The Red Sox reignited their offense and added to their lead in the top of the sixth. DiMaggio flied out, but Pesky — on his way to leading the American League in hits as a 23-year-old rookie — doubled to left field. Fox grounded to third baseman Buddy Blair, who made a throwing error. Pesky was on third base, and Fox made it to second.
Williams was intentionally walked to load the bases. Cronin hit an infield single to shortstop Jack Wallaesa, and Pesky scored. Doerr singled to center, and Fox scored. It was 5-0, Red Sox. Jim Tabor grounded into a double play to end the inning.
Hughson retired the three batters he faced in the bottom of the inning.
In the top of the seventh, the Red Sox scored three more runs, all after two outs. Catcher Bill Conroy and Hughson both flied out. Then Christopher hit DiMaggio in the back with a pitch. Pesky doubled to right-center field and DiMaggio scored.
Fox singled to third base, and Pesky scored all the way from second. Williams singled to right field and Fox reached third. Cronin scored Fox with a single to right. Boston’s lead was 8-0.

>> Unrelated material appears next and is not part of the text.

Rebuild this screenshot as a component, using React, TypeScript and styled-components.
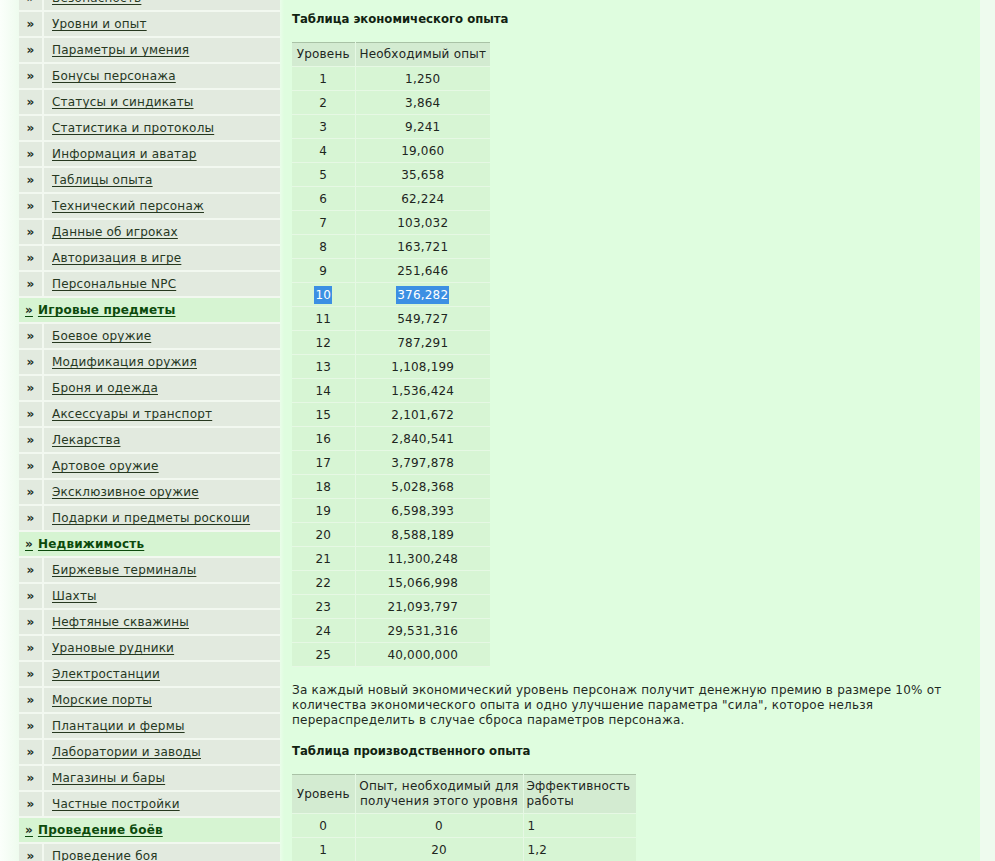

Dick Fowler relieved Christopher and got Doerr to line out to center field for the final out.
After having retired 16 batters in succession, Hughson gave up a single and walk in the seventh, but no one scored.
The Red Sox continued their offensive surge in the eighth. Conroy hit a one-out single back to Fowler. Hughson singled to center. DiMaggio’s groundout resulted in a force out at second and runners on first and third. Pesky collected his third hit of the game, a single to right, driving in Conroy.5 Fox walked, loading the bases.
Ted Williams boosted the score to 13-0 with a grand slam, “another prodigious homer onto a roof behind the right field.”6 It was his second homer of the game and 14th of the season. Cronin grounded out to end Boston’s half of the inning.
Hughson retired the Athletics in order in the bottom of the eighth.
Doerr led off the top of the ninth with a home run into the left-field stands to make the score 14-0. Fowler kept the ball in the infield and set down the next three batters.
The Athletics broke up Hughson’s shutout in the bottom of the ninth. First baseman Dick Siebert doubled off the right-field wall with one out. With two outs, right fielder Elmer Valo singled, just over Doerr’s glove, and drove Siebert home. Catcher Hal Wagner singled, sending Valo to second. Buddy Blair singled to center, scoring Valo. But Hughson closed out the win when Wallaesa grounded out unassisted to Cronin at first base.
The final score was 14-2. Ted Williams’s seven runs batted in were half his team’s total. Even though his three-run homer off Christopher had been way back in the top of the first inning, it proved to be the game-winning hit.
Williams now had 52 RBIs for the season, and May had not ended yet.
The game was seen by 16,822. Despite all the scoring, it lasted less than two hours (1:55).
Hughson ended up leading the major leagues in wins, with a final record in 1942 of 22-6 (2.59).
The Athletics finished the season in last place (55-99), 48 games out of first place. The Red Sox finished second (83-59), nine games behind the New York Yankees.
In addition to the sources cited in the Notes, the author consulted Baseball-Reference.com and Retrosheet.org.
1 Arthur Sampson, “Sox Make Merry in Philadelphia, 14-2,” Boston Herald, May 30, 1942: 9.
2 Melville Webb, “Hughson Pitches a Swell Ball Game,” Boston Globe, May 30, 1942: 8.
3 Foxx had hurt his ribs in a freak batting-practice incident. Cronin had played one game at first base for the Senators in 1927 and two games for the Red Sox in 1935. He played five this year, and then 49 games at first base in 1944.
5 Pesky was on his way to 205 base hits in his rookie season, leading both leagues. He then lost the next three seasons to World War II, returned to record two more 200-hit seasons in 1946 (208) and 1947 (207). For more on his extraordinary start, see Bill Nowlin, Mr. Red Sox: The Johnny Pesky Story (Cambridge, Massachusetts: Rounder Books, 2004).